Based on a NOAA analysis indicating that significantly greater amounts of PCBs remain in the Upper Hudson River than the EPA anticipated following the six years of dredging GE completed in 2015, both NOAA and the state Department of Environmental Conservation (DEC) earlier called on the EPA to commit to a resumption of the cleanup. Last November, the DEC and New York’s Office of the Attorney General also urged the EPA to refrain from issuing GE the Certificate of Completion it has requested until the Superfund project achieves its federally mandated goal to be “protective of human health and the environment.”

In addition, the Cuomo administration—along with Scenic Hudson and other environmental organizations, a bipartisan group of federal and state elected officials, chambers of commerce throughout the Hudson Valley and union leaders—have called on the EPA to conclude in its Five-Year Review that the cleanup currently is “not protective” and to eliminate the forecast contained in its draft review that it “will be protective” in 55 years without additional dredging.
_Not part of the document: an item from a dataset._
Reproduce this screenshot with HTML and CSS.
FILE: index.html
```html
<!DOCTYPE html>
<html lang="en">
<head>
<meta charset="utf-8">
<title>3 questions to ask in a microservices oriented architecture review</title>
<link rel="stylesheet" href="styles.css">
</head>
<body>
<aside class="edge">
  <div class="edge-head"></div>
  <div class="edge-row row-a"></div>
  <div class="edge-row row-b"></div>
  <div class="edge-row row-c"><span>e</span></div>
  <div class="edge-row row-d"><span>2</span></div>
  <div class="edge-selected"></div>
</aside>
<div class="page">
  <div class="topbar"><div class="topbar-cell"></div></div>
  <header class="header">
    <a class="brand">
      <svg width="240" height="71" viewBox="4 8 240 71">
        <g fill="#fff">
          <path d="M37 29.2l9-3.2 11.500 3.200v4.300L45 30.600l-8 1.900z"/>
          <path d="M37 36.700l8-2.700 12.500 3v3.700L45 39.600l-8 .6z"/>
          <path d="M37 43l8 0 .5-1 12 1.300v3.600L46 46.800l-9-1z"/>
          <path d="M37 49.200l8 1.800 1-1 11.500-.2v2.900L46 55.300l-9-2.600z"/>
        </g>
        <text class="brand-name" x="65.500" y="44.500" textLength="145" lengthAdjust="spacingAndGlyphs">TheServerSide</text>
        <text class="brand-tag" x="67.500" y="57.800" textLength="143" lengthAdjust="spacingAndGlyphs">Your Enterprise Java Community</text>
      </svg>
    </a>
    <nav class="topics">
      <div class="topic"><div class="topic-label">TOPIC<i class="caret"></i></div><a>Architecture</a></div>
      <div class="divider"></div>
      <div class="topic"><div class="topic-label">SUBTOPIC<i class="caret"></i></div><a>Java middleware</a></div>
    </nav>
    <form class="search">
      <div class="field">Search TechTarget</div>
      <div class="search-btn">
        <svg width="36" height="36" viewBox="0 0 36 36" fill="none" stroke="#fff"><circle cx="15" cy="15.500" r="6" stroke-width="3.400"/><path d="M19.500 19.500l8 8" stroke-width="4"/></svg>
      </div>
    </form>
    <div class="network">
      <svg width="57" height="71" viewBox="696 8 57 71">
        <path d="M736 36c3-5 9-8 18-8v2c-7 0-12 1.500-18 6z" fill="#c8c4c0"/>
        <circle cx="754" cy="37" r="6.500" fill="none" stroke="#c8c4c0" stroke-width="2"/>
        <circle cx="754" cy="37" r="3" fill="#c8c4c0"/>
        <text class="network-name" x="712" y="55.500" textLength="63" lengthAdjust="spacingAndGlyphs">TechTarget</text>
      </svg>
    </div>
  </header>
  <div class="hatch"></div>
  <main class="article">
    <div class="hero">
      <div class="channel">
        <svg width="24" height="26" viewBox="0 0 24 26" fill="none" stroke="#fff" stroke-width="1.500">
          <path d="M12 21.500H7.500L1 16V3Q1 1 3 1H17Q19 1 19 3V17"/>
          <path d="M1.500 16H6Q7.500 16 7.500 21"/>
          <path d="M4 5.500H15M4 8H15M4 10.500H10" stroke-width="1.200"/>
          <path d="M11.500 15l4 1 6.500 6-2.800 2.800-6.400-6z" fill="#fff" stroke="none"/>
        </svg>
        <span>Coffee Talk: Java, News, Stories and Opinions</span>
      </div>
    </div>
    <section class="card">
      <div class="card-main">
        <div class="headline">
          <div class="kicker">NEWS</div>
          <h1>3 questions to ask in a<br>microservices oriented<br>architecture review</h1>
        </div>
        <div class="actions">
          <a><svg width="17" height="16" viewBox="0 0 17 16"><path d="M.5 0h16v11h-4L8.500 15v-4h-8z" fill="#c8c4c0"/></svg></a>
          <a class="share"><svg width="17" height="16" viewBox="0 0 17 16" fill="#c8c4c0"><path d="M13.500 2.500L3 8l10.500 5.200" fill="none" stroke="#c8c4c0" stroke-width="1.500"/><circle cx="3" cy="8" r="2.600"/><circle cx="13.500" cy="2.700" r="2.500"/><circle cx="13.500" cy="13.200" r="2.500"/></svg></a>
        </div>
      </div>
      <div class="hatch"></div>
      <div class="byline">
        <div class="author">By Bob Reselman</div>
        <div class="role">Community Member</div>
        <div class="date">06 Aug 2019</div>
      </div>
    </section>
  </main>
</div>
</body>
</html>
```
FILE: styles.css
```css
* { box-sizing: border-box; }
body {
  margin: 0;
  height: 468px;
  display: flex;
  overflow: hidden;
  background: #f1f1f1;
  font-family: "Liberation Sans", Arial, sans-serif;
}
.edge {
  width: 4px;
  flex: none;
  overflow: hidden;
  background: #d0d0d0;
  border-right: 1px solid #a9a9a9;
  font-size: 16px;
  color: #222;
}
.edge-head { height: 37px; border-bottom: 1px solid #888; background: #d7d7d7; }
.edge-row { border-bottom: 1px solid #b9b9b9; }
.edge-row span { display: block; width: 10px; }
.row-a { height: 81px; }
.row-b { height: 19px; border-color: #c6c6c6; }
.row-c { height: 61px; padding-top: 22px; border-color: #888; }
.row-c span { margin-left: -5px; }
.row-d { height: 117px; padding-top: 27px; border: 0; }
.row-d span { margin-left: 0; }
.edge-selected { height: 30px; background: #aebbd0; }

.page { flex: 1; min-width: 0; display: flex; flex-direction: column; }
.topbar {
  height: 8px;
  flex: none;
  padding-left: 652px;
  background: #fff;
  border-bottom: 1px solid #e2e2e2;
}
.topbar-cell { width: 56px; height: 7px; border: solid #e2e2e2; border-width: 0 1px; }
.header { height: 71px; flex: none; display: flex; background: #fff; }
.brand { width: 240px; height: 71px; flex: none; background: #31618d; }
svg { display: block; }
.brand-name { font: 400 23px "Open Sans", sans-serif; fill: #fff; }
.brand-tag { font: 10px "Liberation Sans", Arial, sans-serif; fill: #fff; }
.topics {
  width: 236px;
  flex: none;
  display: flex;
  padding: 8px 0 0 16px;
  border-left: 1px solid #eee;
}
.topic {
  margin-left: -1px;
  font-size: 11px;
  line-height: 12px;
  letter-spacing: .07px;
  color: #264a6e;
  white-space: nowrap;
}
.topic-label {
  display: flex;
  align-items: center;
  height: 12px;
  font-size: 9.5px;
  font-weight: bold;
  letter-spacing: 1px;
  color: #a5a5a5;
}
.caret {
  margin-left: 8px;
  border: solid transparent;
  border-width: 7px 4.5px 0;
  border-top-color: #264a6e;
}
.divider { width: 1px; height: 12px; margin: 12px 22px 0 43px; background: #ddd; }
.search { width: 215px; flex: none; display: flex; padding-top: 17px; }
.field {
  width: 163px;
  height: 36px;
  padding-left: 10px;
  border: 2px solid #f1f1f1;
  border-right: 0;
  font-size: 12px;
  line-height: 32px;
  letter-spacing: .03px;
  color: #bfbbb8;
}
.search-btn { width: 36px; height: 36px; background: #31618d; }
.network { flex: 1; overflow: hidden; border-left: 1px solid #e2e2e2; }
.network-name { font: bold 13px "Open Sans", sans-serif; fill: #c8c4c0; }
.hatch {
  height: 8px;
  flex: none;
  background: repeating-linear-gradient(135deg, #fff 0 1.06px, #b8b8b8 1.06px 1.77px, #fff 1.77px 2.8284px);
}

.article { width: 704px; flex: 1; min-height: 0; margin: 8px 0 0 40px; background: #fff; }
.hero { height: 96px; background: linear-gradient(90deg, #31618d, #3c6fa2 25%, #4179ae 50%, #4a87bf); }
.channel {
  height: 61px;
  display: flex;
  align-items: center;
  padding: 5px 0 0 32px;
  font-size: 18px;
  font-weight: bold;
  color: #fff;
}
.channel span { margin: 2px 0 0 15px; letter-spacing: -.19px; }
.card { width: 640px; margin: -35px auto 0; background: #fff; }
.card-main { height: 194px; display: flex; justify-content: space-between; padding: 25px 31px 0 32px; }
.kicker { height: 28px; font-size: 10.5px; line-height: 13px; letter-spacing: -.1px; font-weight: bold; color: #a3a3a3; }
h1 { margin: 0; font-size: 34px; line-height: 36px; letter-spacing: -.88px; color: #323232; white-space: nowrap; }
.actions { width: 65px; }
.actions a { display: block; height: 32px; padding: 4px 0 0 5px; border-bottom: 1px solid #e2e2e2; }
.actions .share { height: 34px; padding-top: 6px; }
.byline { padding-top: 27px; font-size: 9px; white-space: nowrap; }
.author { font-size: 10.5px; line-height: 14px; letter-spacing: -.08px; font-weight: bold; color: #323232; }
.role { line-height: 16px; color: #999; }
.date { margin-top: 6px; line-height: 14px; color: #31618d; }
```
Based on scientific data, both NOAA and the DEC have determined that without a more comprehensive cleanup, it will take generations longer than that for the river to recover.
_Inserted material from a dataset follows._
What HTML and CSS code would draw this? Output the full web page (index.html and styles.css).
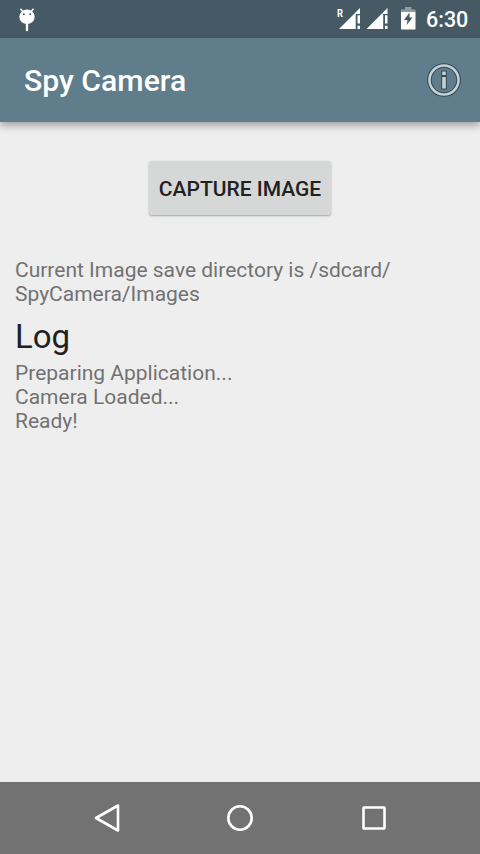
FILE: index.html
```html
<!DOCTYPE html>
<html lang="en">
<head>
<meta charset="utf-8">
<title>Spy Camera</title>
<link rel="stylesheet" href="styles.css">
</head>
<body>
<div class="status">
  <svg class="robot" width="20" height="26" viewBox="0 0 20 26"><path d="M3.500 1.800l3 3.500M16.500 1.800l-3 3.500" stroke="#fff" stroke-width="1.500"/><ellipse cx="10" cy="9.800" rx="7.700" ry="7.200" fill="#fff"/><path d="M10 16v7" stroke="#fff" stroke-width="2.400" stroke-linecap="round"/><circle cx="6.800" cy="7.300" r="1" fill="#455a64"/><circle cx="13.200" cy="7.300" r="1" fill="#455a64"/></svg>
  <div class="indicators">
    <svg class="signals" width="54" height="24" viewBox="0 0 54 24"><text class="roam" x="0" y="10" textLength="6" lengthAdjust="spacingAndGlyphs">R</text><path d="M2 22L23 1V7H18.700V22zM29.500 22L50.500 1V7H46.200V22z" fill="#fff"/><path d="M20.500 8.200h2.500v8.300h-2.500zM20.500 18.800h2.500v3.200h-2.500zM48 8.200h2.500v8.300h-2.500zM48 18.800h2.500v3.200h-2.500z" fill="#fff"/></svg>
    <svg class="battery" width="15" height="23" viewBox="0 0 15 23"><path d="M0 2.500h4V0h6.500v2.500h4V5H0z" fill="#8f9ba1"/><path d="M0 5h14.500v16.700q0 .8-.8.800H.8q-.8 0-.8-.8z" fill="#fff"/><path d="M8.500 5.500L3 13h3.500l-.8 5L11.500 10.500H8.500z" fill="#455a64"/></svg>
    <span class="time">6:30</span>
  </div>
</div>
<header class="appbar">
  <h1>Spy Camera</h1>
  <svg width="34" height="34" viewBox="0 0 34 34"><circle cx="17" cy="17" r="14.500" fill="none" stroke="#334a54" stroke-width="4.600"/><circle cx="17" cy="17" r="14.500" fill="none" stroke="#c5d1d6" stroke-width="2.500"/><path d="M15.200 8.500h3.600v3.400h-3.600zM15.200 14h3.600v11.500h-3.600z" fill="#c5d1d6" stroke="#334a54" stroke-width="2" paint-order="stroke"/></svg>
</header>
<main>
  <button class="capture">CAPTURE IMAGE</button>
  <p class="directory">Current Image save directory is /sdcard/<br>SpyCamera/Images</p>
  <h2>Log</h2>
  <p class="log">Preparing Application...<br>Camera Loaded...<br>Ready!</p>
</main>
<nav>
  <svg width="28" height="32" viewBox="0 0 28 32"><path d="M4 16L26 3.500V28.500z"/></svg>
  <svg width="28" height="32" viewBox="0 0 28 32"><circle cx="14" cy="16" r="11.700"/></svg>
  <svg width="28" height="32" viewBox="0 0 28 32"><rect x="3.500" y="5.500" width="21" height="21" rx=".5"/></svg>
</nav>
</body>
</html>
```

FILE: styles.css
```css
* { box-sizing: border-box; }
body {
  margin: 0;
  height: 854px;
  display: flex;
  flex-direction: column;
  background: #eee;
  font-family: Roboto, sans-serif;
  overflow: hidden;
}
h1, h2, p { margin: 0; }
svg { display: block; flex: none; }
.status {
  height: 38px;
  flex: none;
  display: flex;
  justify-content: space-between;
  align-items: flex-start;
  padding: 7px 12px 0 17px;
  background: #455a64;
  color: #fff;
}
.indicators { display: flex; align-items: flex-start; }
.roam { font-size: 11px; font-weight: 700; fill: #fff; }
.battery { margin: 0 10px; }
.time { width: 42px; font-size: 21.5px; font-weight: 500; line-height: 26px; }
.appbar {
  height: 84px;
  flex: none;
  display: flex;
  justify-content: space-between;
  align-items: center;
  padding: 0 19px 0 24px;
  background: #607d8b;
  color: #fff;
  box-shadow: 0 4px 7px rgba(0, 0, 0, .3);
}
h1 { padding-top: 2px; font-size: 30.2px; font-weight: 500; line-height: 36px; }
main {
  flex: 1;
  display: flex;
  flex-direction: column;
  align-items: flex-start;
  padding: 39px 15px 0;
}
.capture {
  align-self: center;
  width: 182px;
  height: 54px;
  padding: 2px 0 0;
  border: 0;
  border-radius: 3px;
  background: #d6d7d7;
  box-shadow: 0 1px 2px rgba(0, 0, 0, .3);
  color: #212121;
  font: 500 21px/52px Roboto, sans-serif;
  white-space: nowrap;
}
.directory, .log {
  color: #727272;
  font-size: 21px;
  line-height: 24px;
  white-space: nowrap;
}
.directory { margin-top: 43px; }
h2 {
  margin-top: 11px;
  color: #212121;
  font-size: 33px;
  font-weight: 400;
  line-height: 40px;
}
.log { margin-top: 4px; }
nav {
  height: 72px;
  flex: none;
  display: flex;
  justify-content: space-between;
  align-items: center;
  padding: 0 92px;
  background: #727272;
}
nav svg { fill: none; stroke: #fff; stroke-width: 2.6; stroke-linejoin: round; }
```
In 2015, the USFWS and NOAA sent a joint letter to Judith Enck, then the EPA Region 2 Administrator overseeing the Hudson River Superfund project, explicitly calling on her to halt GE from decommissioning its cleanup facilities until her agency had completed its Five-Year Review. At that time, estimates indicated that two additional years of dredging would significantly speed up the river’s recovery. Ms. Enck ignored their request and allowed GE to dismantle its operations—increasing the costs to resume dredging today. GE also faces Natural Resource Damage claims to restore habitats impacted by PCB contamination.

“Scenic Hudson applauds the U.S. Fish and Wildlife Service for powerfully restating its findings that PCBs in the upper Hudson River continue to compromise the environmental and economic potential of the Hudson River as well as the health of people who consume its contaminated fish. USF&W is right in asking the Environmental Protection Agency to compel General Electric to resume the cleanup of toxic PCBs it dumped in the river. All of the river’s Natural Resource Trustees are united in calling for more dredging—something that could have happened much sooner, and at much less cost, if the EPA had heeded the trustees’ recommendation to prevent GE from dismantling its dredging operations. GE must be required to finish the job,” said Scenic Hudson President Ned Sullivan.

About Scenic Hudson

Scenic Hudson helps citizens and communities preserve land and farms and create parks where people experience the outdoors and enjoy the Hudson River. We also bring together people, businesses and government to protect the river and natural resources that are the engines of the valley’s local economies. Started in 1963 by a handful of citizens who cherished the simple pleasures of the outdoors along the Hudson, Scenic Hudson is credited with launching the modern grass-roots environmental movement. Today, in the face of new challenges and the effects of climate change, we are dedicated to making the Hudson Valley a great place to live, work and play. Our focus is on strengthening and maximizing benefits all can enjoy from the region’s great assets—beautiful open spaces, working farms, and vibrant cities and town centers.